- _Problem description_: From the listing below, select every line where the word "this" appears.

- _Given data_:
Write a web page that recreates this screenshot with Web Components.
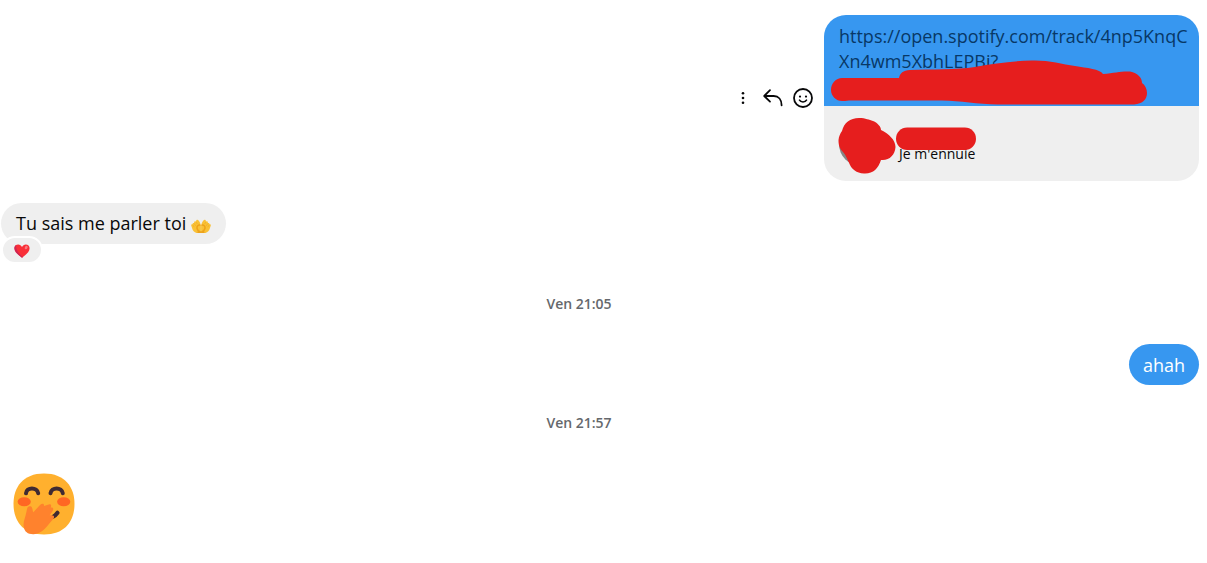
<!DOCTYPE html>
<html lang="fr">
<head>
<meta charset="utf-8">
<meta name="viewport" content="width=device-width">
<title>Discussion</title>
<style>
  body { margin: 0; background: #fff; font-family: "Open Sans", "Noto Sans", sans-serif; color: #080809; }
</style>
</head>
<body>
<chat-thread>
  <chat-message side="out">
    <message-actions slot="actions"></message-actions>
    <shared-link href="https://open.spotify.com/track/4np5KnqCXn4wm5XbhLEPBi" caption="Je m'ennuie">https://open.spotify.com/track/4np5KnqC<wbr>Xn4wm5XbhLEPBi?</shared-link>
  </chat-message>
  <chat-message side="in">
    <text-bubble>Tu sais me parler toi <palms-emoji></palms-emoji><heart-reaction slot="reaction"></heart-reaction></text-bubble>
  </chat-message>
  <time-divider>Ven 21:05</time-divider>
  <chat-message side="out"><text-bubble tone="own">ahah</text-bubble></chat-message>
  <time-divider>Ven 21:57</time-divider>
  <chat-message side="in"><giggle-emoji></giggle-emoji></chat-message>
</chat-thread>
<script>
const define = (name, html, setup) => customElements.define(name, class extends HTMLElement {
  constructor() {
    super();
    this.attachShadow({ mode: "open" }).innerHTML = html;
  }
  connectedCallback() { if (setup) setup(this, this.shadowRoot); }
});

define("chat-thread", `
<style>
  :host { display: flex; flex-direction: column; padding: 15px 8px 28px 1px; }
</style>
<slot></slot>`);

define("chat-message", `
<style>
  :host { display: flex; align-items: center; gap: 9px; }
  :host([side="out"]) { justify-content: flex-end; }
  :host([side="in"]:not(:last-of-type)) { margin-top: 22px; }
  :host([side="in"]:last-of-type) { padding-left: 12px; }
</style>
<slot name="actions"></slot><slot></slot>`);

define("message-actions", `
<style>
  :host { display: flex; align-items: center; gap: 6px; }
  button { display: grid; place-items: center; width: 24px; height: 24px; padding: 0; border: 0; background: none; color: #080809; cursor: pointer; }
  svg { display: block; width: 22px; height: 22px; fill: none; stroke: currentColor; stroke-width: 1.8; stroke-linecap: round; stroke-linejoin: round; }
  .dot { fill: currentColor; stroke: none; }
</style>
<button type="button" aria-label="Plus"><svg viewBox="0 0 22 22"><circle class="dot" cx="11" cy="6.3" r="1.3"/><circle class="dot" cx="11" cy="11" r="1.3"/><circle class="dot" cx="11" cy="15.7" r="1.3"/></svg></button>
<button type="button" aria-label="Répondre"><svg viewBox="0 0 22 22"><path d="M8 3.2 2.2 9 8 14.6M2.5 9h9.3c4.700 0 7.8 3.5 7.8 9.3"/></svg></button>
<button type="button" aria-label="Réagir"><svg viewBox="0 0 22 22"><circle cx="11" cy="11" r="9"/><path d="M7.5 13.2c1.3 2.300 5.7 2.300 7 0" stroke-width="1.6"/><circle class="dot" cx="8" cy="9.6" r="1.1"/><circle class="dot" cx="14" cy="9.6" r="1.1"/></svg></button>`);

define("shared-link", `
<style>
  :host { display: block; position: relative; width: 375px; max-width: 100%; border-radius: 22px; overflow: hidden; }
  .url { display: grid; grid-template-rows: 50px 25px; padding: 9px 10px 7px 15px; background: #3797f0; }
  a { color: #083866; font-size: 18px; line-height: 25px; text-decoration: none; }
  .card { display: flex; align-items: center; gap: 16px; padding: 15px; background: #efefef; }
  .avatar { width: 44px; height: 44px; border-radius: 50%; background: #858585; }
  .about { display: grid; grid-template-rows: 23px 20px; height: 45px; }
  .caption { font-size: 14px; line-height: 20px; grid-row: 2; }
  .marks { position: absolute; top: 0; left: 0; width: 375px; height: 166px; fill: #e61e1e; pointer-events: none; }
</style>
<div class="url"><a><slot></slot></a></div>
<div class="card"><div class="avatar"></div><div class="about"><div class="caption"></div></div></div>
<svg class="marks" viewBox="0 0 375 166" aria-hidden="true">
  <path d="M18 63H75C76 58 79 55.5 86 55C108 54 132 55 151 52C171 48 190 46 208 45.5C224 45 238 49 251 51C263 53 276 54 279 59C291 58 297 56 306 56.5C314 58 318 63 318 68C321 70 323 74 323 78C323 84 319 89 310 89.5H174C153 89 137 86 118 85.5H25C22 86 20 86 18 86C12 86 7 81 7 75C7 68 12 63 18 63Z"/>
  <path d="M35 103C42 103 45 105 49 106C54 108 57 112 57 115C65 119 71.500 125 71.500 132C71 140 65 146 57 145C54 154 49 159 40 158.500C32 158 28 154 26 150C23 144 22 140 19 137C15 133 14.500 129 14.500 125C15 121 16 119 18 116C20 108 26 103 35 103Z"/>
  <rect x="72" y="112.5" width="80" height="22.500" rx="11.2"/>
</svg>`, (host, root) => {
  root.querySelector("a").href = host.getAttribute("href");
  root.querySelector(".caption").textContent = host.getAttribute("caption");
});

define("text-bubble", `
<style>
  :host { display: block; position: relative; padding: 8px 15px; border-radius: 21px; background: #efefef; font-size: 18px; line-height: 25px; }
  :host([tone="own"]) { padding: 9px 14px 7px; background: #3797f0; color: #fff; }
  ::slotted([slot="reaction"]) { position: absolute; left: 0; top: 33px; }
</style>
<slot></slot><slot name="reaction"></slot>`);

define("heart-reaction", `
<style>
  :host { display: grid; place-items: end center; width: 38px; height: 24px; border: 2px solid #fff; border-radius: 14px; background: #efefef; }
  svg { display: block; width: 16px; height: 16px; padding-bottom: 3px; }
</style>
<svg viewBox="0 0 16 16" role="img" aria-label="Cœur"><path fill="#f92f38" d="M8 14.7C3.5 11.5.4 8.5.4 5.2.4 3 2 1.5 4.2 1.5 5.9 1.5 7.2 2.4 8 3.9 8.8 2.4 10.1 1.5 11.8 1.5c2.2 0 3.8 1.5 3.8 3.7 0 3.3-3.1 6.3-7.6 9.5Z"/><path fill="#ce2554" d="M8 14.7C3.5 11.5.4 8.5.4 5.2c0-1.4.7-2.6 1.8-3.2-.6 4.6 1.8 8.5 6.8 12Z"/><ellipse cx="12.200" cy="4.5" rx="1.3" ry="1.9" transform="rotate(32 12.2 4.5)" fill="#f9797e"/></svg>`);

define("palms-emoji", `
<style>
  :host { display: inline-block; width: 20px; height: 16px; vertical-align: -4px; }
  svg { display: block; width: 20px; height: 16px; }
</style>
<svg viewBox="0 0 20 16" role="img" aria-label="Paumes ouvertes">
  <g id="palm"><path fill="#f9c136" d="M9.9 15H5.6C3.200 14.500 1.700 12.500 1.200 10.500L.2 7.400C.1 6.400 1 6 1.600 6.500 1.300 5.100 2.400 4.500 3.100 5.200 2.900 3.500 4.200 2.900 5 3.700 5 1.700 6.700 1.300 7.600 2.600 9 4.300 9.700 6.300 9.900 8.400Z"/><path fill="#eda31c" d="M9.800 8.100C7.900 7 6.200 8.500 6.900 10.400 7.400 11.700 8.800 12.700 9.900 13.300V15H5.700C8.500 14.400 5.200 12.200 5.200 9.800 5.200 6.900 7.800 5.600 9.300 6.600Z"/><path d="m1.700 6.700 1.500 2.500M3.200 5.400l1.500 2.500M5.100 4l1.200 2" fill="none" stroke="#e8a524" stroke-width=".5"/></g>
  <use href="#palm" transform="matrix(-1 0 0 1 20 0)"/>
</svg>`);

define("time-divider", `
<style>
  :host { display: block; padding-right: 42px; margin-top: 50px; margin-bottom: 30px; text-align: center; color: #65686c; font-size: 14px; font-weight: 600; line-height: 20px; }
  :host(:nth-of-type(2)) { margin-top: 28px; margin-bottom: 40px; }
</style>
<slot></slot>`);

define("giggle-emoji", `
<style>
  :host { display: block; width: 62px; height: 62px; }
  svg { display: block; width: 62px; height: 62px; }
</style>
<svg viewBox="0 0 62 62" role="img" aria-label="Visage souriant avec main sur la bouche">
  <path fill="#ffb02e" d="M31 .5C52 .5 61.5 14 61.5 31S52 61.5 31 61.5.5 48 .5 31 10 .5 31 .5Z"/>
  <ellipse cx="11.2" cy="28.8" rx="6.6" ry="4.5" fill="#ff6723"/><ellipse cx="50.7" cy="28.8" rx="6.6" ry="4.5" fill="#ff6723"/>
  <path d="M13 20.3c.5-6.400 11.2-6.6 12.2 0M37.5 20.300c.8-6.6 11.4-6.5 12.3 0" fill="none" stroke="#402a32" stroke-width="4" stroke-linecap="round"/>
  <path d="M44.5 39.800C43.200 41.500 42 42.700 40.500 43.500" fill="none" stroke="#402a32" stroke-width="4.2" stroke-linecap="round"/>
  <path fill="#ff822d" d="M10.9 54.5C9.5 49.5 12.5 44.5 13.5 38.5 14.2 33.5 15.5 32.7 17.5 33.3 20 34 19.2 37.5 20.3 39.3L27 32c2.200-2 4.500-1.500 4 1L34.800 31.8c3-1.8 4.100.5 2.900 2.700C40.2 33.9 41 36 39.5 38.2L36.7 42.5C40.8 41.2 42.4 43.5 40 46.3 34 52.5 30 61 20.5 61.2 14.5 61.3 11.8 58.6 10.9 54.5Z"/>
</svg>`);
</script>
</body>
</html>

- _Solution below_:
Write a web page that recreates this screenshot with Web Components.
    this.attachShadow({ mode: "open" }).innerHTML = html;
  connectedCallback() { if (setup) setup(this, this.shadowRoot); }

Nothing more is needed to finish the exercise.